## start

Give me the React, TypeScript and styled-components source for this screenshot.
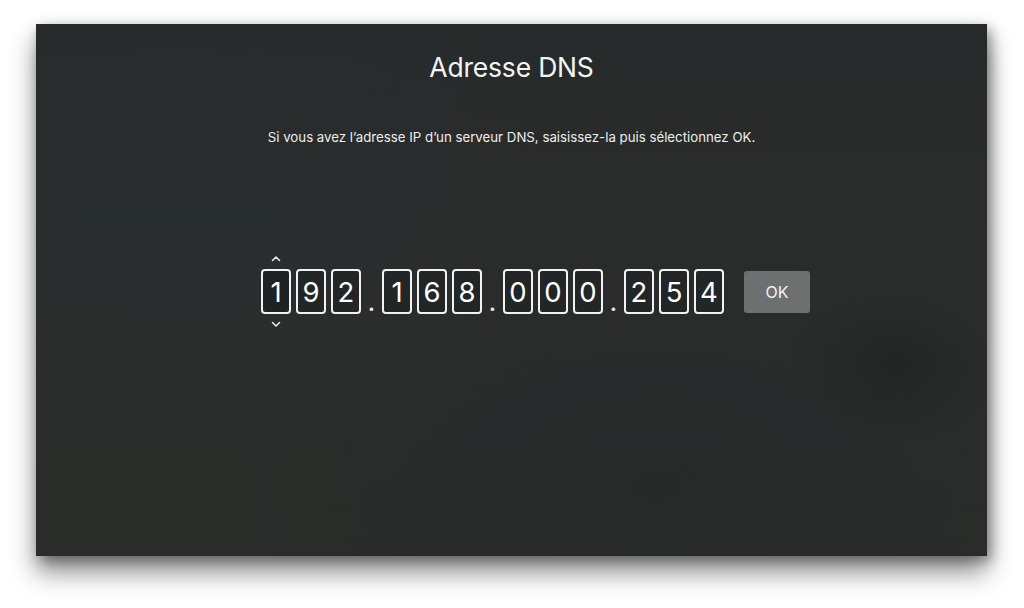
import React from "react"
import styled, { createGlobalStyle } from "styled-components"

const GlobalStyle = createGlobalStyle`
  html, body {
    margin: 0;
    padding: 0;
    background: #ffffff;
  }
  body {
    font-family: Inter, "Liberation Sans", Arial, sans-serif;
    -webkit-font-smoothing: antialiased;
  }
`

const octets = ["192", "168", "000", "254"]

export default function App() {
  return (
    <>
      <GlobalStyle />
      <Page>
        <Screen>
          <Title>Adresse DNS</Title>
          <Hint>Si vous avez l’adresse IP d’un serveur DNS, saisissez-la puis sélectionnez OK.</Hint>
          <EntryRow>
            {octets.map((octet, groupIndex) => (
              <React.Fragment key={groupIndex}>
                {groupIndex > 0 && <Dot>.</Dot>}
                {octet.split("").map((digit, i) => {
                  const focused = groupIndex === 0 && i === 0
                  return (
                    <DigitBox key={i} $focused={focused}>
                      {focused && (
                        <>
                          <Chevron $side="up" width="10" height="7" viewBox="0 0 10 7">
                            <path d="M1.5 5.5 L5 2 L8.5 5.5" />
                          </Chevron>
                          <Chevron $side="down" width="10" height="7" viewBox="0 0 10 7">
                            <path d="M1.5 1.5 L5 5 L8.5 1.5" />
                          </Chevron>
                        </>
                      )}
                      {digit}
                    </DigitBox>
                  )
                })}
              </React.Fragment>
            ))}
            <OkButton>OK</OkButton>
          </EntryRow>
        </Screen>
      </Page>
    </>
  )
}

const Page = styled.div`
  width: 1024px;
  height: 608px;
  padding: 24px 0 0 36px;
  box-sizing: border-box;
  overflow: hidden;
`

const Screen = styled.div`
  width: 951px;
  height: 532px;
  display: flex;
  flex-direction: column;
  align-items: center;
  background:
    radial-gradient(ellipse 110px 80px at 860px 340px, rgba(20, 22, 22, 0.3), transparent),
    radial-gradient(ellipse 380px 260px at 140px 120px, rgba(40, 48, 52, 0.35), transparent),
    radial-gradient(ellipse 420px 260px at 620px 460px, rgba(30, 36, 38, 0.35), transparent),
    linear-gradient(180deg, #272a2a 0%, #2b2d2c 55%, #2a2c2a 100%);
  box-shadow:
    0 16px 24px rgba(0, 0, 0, 0.45),
    4px 4px 12px rgba(0, 0, 0, 0.35);
  color: #ffffff;
`

const Title = styled.h1`
  margin: 26px 0 0;
  font-size: 26.5px;
  font-weight: 400;
  line-height: 34px;
  letter-spacing: -0.2px;
  color: #f4f4f4;
`

const Hint = styled.p`
  margin: 44px 0 0;
  font-size: 13.25px;
  line-height: 18px;
  color: #eeeeee;
`

const EntryRow = styled.div`
  display: flex;
  align-items: center;
  gap: 5px;
  margin: 123px 0 0 48px;
`

const DigitBox = styled.div<{ $focused: boolean }>`
  position: relative;
  width: 30px;
  height: 45px;
  box-sizing: border-box;
  border: 2px solid #f2f2f2;
  border-radius: 4px;
  background: ${p => (p.$focused ? "#1f2222" : "#232626")};
  display: flex;
  align-items: center;
  justify-content: center;
  font-size: 27.5px;
  color: #ffffff;
`

const Chevron = styled.svg<{ $side: "up" | "down" }>`
  position: absolute;
  left: 50%;
  margin-left: -5px;
  ${p => (p.$side === "up" ? "top: -16px;" : "bottom: -16px;")}
  fill: none;
  stroke: #e8e8e8;
  stroke-width: 1.6;
  stroke-linecap: round;
  stroke-linejoin: round;
`

const Dot = styled.span`
  width: 11px;
  align-self: flex-end;
  margin-bottom: 2px;
  text-align: center;
  font-size: 27px;
  line-height: 20px;
  color: #e6e6e6;
`

const OkButton = styled.button`
  margin-left: 15px;
  width: 66px;
  height: 42px;
  border: none;
  border-radius: 3px;
  background: #6d7070;
  color: #f2f2f2;
  font-family: Inter, "Liberation Sans", Arial, sans-serif;
  font-size: 16px;
`
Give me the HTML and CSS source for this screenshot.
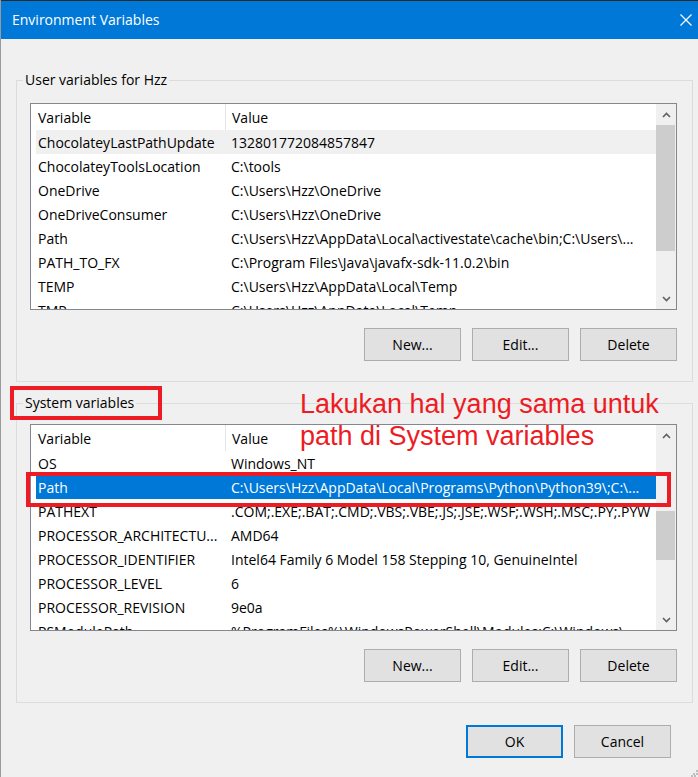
FILE: index.html
```html
<!DOCTYPE html>
<html lang="en">
<head>
<meta charset="utf-8">
<title>Environment Variables</title>
<link rel="stylesheet" href="styles.css">
</head>
<body>
<div class="window">
  <div class="titlebar">
    <span class="title">Environment Variables</span>
    <svg class="close" width="12" height="12" viewBox="0 0 12 12"><path d="M0.5 0.5 L11.5 11.5 M11.5 0.5 L0.5 11.5" stroke="#fff" stroke-width="1.2" fill="none"/></svg>
  </div>
  <div class="content">
    <fieldset class="group group-user">
      <legend>User variables for Hzz</legend>
      <div class="list">
        <div class="list-main">
          <div class="list-head"><div class="hcell">Variable</div><div class="hcell">Value</div></div>
          <div class="rows">
            <div class="row hot"><span>ChocolateyLastPathUpdate</span><span>132801772084857847</span></div>
            <div class="row"><span>ChocolateyToolsLocation</span><span>C:\tools</span></div>
            <div class="row"><span>OneDrive</span><span>C:\Users\Hzz\OneDrive</span></div>
            <div class="row"><span>OneDriveConsumer</span><span>C:\Users\Hzz\OneDrive</span></div>
            <div class="row"><span>Path</span><span>C:\Users\Hzz\AppData\Local\activestate\cache\bin;C:\Users\...</span></div>
            <div class="row"><span>PATH_TO_FX</span><span>C:\Program Files\Java\javafx-sdk-11.0.2\bin</span></div>
            <div class="row"><span>TEMP</span><span>C:\Users\Hzz\AppData\Local\Temp</span></div>
            <div class="row"><span>TMP</span><span>C:\Users\Hzz\AppData\Local\Temp</span></div>
          </div>
        </div>
        <div class="scrollbar">
          <div class="sb-arrow"><svg width="9" height="6" viewBox="0 0 9 6"><path d="M1 5 L4.5 1.5 L8 5" stroke="#606060" stroke-width="1.6" fill="none"/></svg></div>
          <div class="sb-track"><div class="sb-thumb" style="margin-top:0px;height:126px"></div></div>
          <div class="sb-arrow"><svg width="9" height="6" viewBox="0 0 9 6"><path d="M1 1 L4.5 4.5 L8 1" stroke="#606060" stroke-width="1.6" fill="none"/></svg></div>
        </div>
      </div>
      <div class="btns">
        <button class="btn">New...</button>
        <button class="btn">Edit...</button>
        <button class="btn">Delete</button>
      </div>
    </fieldset>

    <fieldset class="group group-system">
      <legend>System variables</legend>
      <div class="list">
        <div class="list-main">
          <div class="list-head"><div class="hcell">Variable</div><div class="hcell">Value</div></div>
          <div class="rows">
            <div class="row"><span>OS</span><span>Windows_NT</span></div>
            <div class="row selected"><span>Path</span><span>C:\Users\Hzz\AppData\Local\Programs\Python\Python39\;C:\...</span></div>
            <div class="row"><span>PATHEXT</span><span>.COM;.EXE;.BAT;.CMD;.VBS;.VBE;.JS;.JSE;.WSF;.WSH;.MSC;.PY;.PYW</span></div>
            <div class="row"><span>PROCESSOR_ARCHITECTU...</span><span>AMD64</span></div>
            <div class="row"><span>PROCESSOR_IDENTIFIER</span><span>Intel64 Family 6 Model 158 Stepping 10, GenuineIntel</span></div>
            <div class="row"><span>PROCESSOR_LEVEL</span><span>6</span></div>
            <div class="row"><span>PROCESSOR_REVISION</span><span>9e0a</span></div>
            <div class="row"><span>PSModulePath</span><span>%ProgramFiles%\WindowsPowerShell\Modules;C:\Windows\...</span></div>
          </div>
        </div>
        <div class="scrollbar">
          <div class="sb-arrow"><svg width="9" height="6" viewBox="0 0 9 6"><path d="M1 5 L4.5 1.5 L8 5" stroke="#606060" stroke-width="1.6" fill="none"/></svg></div>
          <div class="sb-track"><div class="sb-thumb" style="margin-top:65px;height:49px"></div></div>
          <div class="sb-arrow"><svg width="9" height="6" viewBox="0 0 9 6"><path d="M1 1 L4.5 4.5 L8 1" stroke="#606060" stroke-width="1.6" fill="none"/></svg></div>
        </div>
      </div>
      <div class="btns">
        <button class="btn">New...</button>
        <button class="btn">Edit...</button>
        <button class="btn">Delete</button>
      </div>
    </fieldset>

    <div class="dialog-btns">
      <button class="btn btn-default">OK</button>
      <button class="btn">Cancel</button>
    </div>
  </div>

  <div class="mark mark-legend"></div>
  <div class="mark mark-row"></div>
  <p class="note">Lakukan hal yang sama untuk<br>path di System variables</p>
  <svg class="grip" width="7" height="7" viewBox="0 0 7 7"><rect x="5" y="0" width="2" height="2" fill="#bdbdbd"/><rect x="2" y="3" width="2" height="2" fill="#bdbdbd"/><rect x="5" y="3" width="2" height="2" fill="#bdbdbd"/><rect x="0" y="5" width="2" height="2" fill="#bdbdbd"/><rect x="3" y="5" width="2" height="2" fill="#bdbdbd"/></svg>
</div>
</body>
</html>
```
FILE: styles.css
```css
* { box-sizing: border-box; }
html, body { margin: 0; padding: 0; background: #f0f0f0; }
body { font-family: "Open Sans", "Noto Sans", sans-serif; font-size: 14px; color: #000; }

.window {
  position: relative;
  width: 698px;
  height: 777px;
  overflow: hidden;
  background: #f0f0f0;
  border-left: 1px solid #9a9a9a;
}

.titlebar {
  height: 39px;
  background: #0078d7;
  border-top: 1px solid #2b2b2b;
  display: flex;
  align-items: center;
  justify-content: space-between;
  padding: 0 6px 0 11px;
  color: #fff;
}
.title { font-size: 14px; line-height: 20px; }
.close { display: block; }

.content { padding-top: 31px; }

.group {
  margin: 0 5px 0 15px;
  min-width: 0;
  border: 1px solid #dcdcdc;
  padding: 0 15px 20px 13px;
}
.group legend {
  line-height: 20px;
  padding: 0 2px;
  margin-left: -7px;
}
.group-system { margin-top: 11px; }

.list {
  display: flex;
  height: 207px;
  border: 1px solid #828790;
  background: #fff;
  margin-top: 13px;
}
.group-system .list { margin-top: 11px; }

.list-main { flex: 1; min-width: 0; overflow: hidden; }
.list-head {
  display: grid;
  grid-template-columns: 194px 1fr;
  height: 26px;
  overflow: hidden;
}
.hcell { padding-left: 7px; height: 26px; line-height: 28px; white-space: nowrap; }
.hcell + .hcell { border-left: 1px solid #e5e5e5; padding-left: 6px; }

.rows { height: 179px; overflow: hidden; }
.row {
  display: grid;
  grid-template-columns: 189px 1fr;
  height: 24px;
  line-height: 26px;
  margin-left: 5px;
  white-space: nowrap;
  overflow: hidden;
}
.row span { overflow: hidden; padding-left: 2px; }
.row span + span { padding-left: 6px; }
.row.hot { background: #f0f0f0; }
.row.selected { background: #0078d7; color: #fff; }

.scrollbar {
  width: 20px;
  background: #f0f0f0;
  display: flex;
  flex-direction: column;
}
.sb-arrow {
  height: 21px;
  display: flex;
  align-items: center;
  justify-content: center;
}
.sb-arrow svg { display: block; }
.sb-track { flex: 1; }
.sb-thumb { background: #cdcdcd; margin-right: 1px; }

.btns {
  display: flex;
  justify-content: flex-end;
  gap: 11px;
  margin-top: 18px;
}
.btn {
  width: 97px;
  height: 33px;
  background: #e1e1e1;
  border: 1px solid #adadad;
  font: inherit;
  color: #000;
  padding: 0;
}
.btn-default { border: 2px solid #0078d7; }

.dialog-btns {
  display: flex;
  justify-content: flex-end;
  gap: 11px;
  margin-top: 22px;
  padding-right: 27px;
}

.mark {
  position: absolute;
  border: 4px solid #ed1c24;
}
.mark-legend { left: 9px; top: 386px; width: 152px; height: 34px; }
.mark-row { left: 25px; top: 472px; width: 645px; height: 35px; }

.note {
  position: absolute;
  left: 299px;
  top: 388px;
  margin: 0;
  font-family: "Liberation Sans", Arial, sans-serif;
  font-size: 27px;
  line-height: 32px;
  color: #ed1c24;
  white-space: nowrap;
}

.grip { position: absolute; right: 0; bottom: 0; }
```
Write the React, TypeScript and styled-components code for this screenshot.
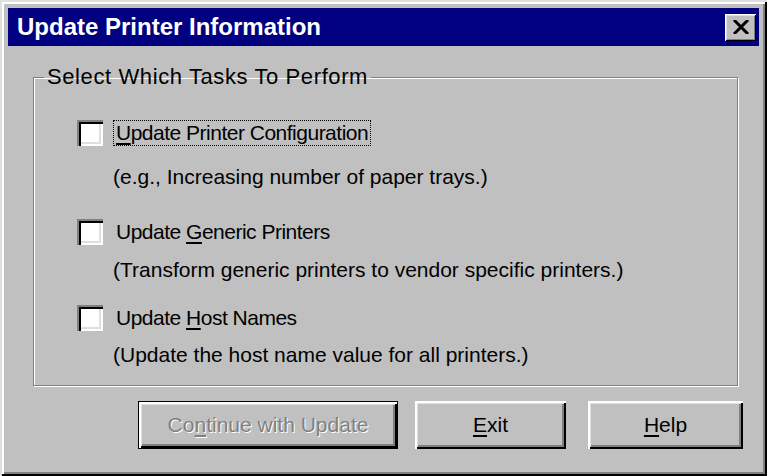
import React from 'react'
import styled, { createGlobalStyle } from 'styled-components'

const GlobalStyle = createGlobalStyle`
  html, body {
    margin: 0;
    padding: 0;
    background: #c0c0c0;
  }
  body {
    font-family: "Liberation Sans", Arial, sans-serif;
  }
`

interface Task {
  id: string
  before: string
  key: string
  after: string
  hint: string
  top: number
  hintGap: number
  focused?: boolean
}

const tasks: Task[] = [
  {
    id: 'config',
    before: '',
    key: 'U',
    after: 'pdate Printer Configuration',
    hint: '(e.g., Increasing number of paper trays.)',
    top: 31,
    hintGap: 18,
    focused: true,
  },
  {
    id: 'generic',
    before: 'Update ',
    key: 'G',
    after: 'eneric Printers',
    hint: '(Transform generic printers to vendor specific printers.)',
    top: 29,
    hintGap: 12,
  },
  {
    id: 'host',
    before: 'Update ',
    key: 'H',
    after: 'ost Names',
    hint: '(Update the host name value for all printers.)',
    top: 22,
    hintGap: 11,
  },
]

const CloseIcon = () => (
  <svg width="16" height="14" viewBox="0 0 16 14" fill="none" xmlns="http://www.w3.org/2000/svg">
    <path d="M2 1L14 13M14 1L2 13" stroke="#000" strokeWidth="3" strokeLinecap="square" />
  </svg>
)

const App = () => {
  return (
    <>
      <GlobalStyle />
      <Window>
        <TitleBar>
          <Title>Update Printer Information</Title>
          <CloseButton aria-label="Close">
            <CloseIcon />
          </CloseButton>
        </TitleBar>

        <Body>
          <Group>
            <Legend>Select Which Tasks To Perform</Legend>
            <TaskList>
              {tasks.map((task) => (
                <TaskRow key={task.id} $top={task.top}>
                  <Box />
                  <TaskText>
                    <TaskLabel $focused={task.focused}>
                      {task.before}
                      <Key>{task.key}</Key>
                      {task.after}
                    </TaskLabel>
                    <Hint $gap={task.hintGap}>{task.hint}</Hint>
                  </TaskText>
                </TaskRow>
              ))}
            </TaskList>
          </Group>

          <Buttons>
            <Button $width={260} $space={17} $default disabled>
              Co<Key>n</Key>tinue with Update
            </Button>
            <Button $width={151} $space={22}>
              <Key>E</Key>xit
            </Button>
            <Button $width={155}>
              <Key>H</Key>elp
            </Button>
          </Buttons>
        </Body>
      </Window>
    </>
  )
}

export default App

const Window = styled.div`
  width: 767px;
  height: 476px;
  box-sizing: border-box;
  padding: 8px 8px 0;
  background: #c0c0c0;
  box-shadow:
    inset 2px 2px 0 #dfdfdf,
    inset -2px -2px 0 #000,
    inset 4px 4px 0 #fff,
    inset -4px -4px 0 #808080;
  display: flex;
  flex-direction: column;
`

const TitleBar = styled.div`
  height: 38px;
  background: #000080;
  display: flex;
  align-items: center;
  justify-content: space-between;
  padding: 0 3px 0 9px;
`

const Title = styled.h1`
  margin: 0;
  color: #fff;
  font-size: 24px;
  font-weight: bold;
`

const CloseButton = styled.button`
  width: 31px;
  height: 27px;
  padding: 0;
  border: none;
  background: #c0c0c0;
  display: flex;
  align-items: center;
  justify-content: center;
  box-shadow:
    inset 1px 1px 0 #fff,
    inset -1px -1px 0 #000,
    inset 2px 2px 0 #dfdfdf,
    inset -2px -2px 0 #808080;
`

const Body = styled.div`
  flex: 1;
  display: flex;
  flex-direction: column;
  padding: 19px 16px 0 25px;
`

const Group = styled.fieldset`
  margin: 0 5px 0 0;
  padding: 0 0 17px;
  border: 1px solid #808080;
  box-shadow: 1px 1px 0 #fff, inset 1px 1px 0 #fff;
  min-width: 0;
`

const Legend = styled.legend`
  margin-left: 10px;
  padding: 0 3px;
  font-size: 22px;
  line-height: 24px;
  letter-spacing: 0.6px;
  color: #000;
`

const TaskList = styled.div`
  padding-left: 43px;
`

const TaskRow = styled.div<{ $top: number }>`
  display: flex;
  align-items: flex-start;
  gap: 10px;
  margin-top: ${(p) => p.$top}px;
`

const Box = styled.span`
  flex: none;
  width: 26px;
  height: 26px;
  box-sizing: border-box;
  background: #fff;
  box-shadow:
    inset 2px 2px 0 #808080,
    inset 4px 4px 0 #000,
    inset -2px -2px 0 #fff,
    inset -4px -4px 0 #dfdfdf;
`

const TaskText = styled.div`
  display: flex;
  flex-direction: column;
  align-items: flex-start;
  font-size: 21px;
  line-height: 26px;
  color: #000;
`

const TaskLabel = styled.span<{ $focused?: boolean }>`
  padding: 0 2px 0 2px;
  border: 1px dotted ${(p) => (p.$focused ? '#000' : 'transparent')};
  line-height: 24px;
  letter-spacing: -0.5px;
`

const Hint = styled.span<{ $gap: number }>`
  margin-top: ${(p) => p.$gap}px;
`

const Key = styled.span`
  text-decoration: underline;
  text-underline-offset: 3px;
  text-decoration-thickness: 2px;
`

const Buttons = styled.div`
  display: flex;
  justify-content: flex-end;
  margin-top: 15px;
`

const Button = styled.button<{ $width: number; $space?: number; $default?: boolean }>`
  width: ${(p) => p.$width}px;
  height: 48px;
  margin-right: ${(p) => p.$space ?? 0}px;
  padding: 0;
  border: ${(p) => (p.$default ? '1px solid #000' : 'none')};
  background: #c0c0c0;
  font-family: "Liberation Sans", Arial, sans-serif;
  font-size: 21px;
  color: #000;
  box-shadow:
    inset 2px 2px 0 #fff,
    inset -2px -2px 0 #000,
    inset 3px 3px 0 #dfdfdf,
    inset -4px -4px 0 #808080;

  &:disabled {
    color: #808080;
    text-shadow: 1px 1px 0 #fff;
  }
`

## end

**Written problem:** Pick out every line holding the string "screenshot" and return it.

**Written answer:**
Give me the React, TypeScript and styled-components source for this screenshot.
Give me the HTML and CSS source for this screenshot.
Write the React, TypeScript and styled-components code for this screenshot.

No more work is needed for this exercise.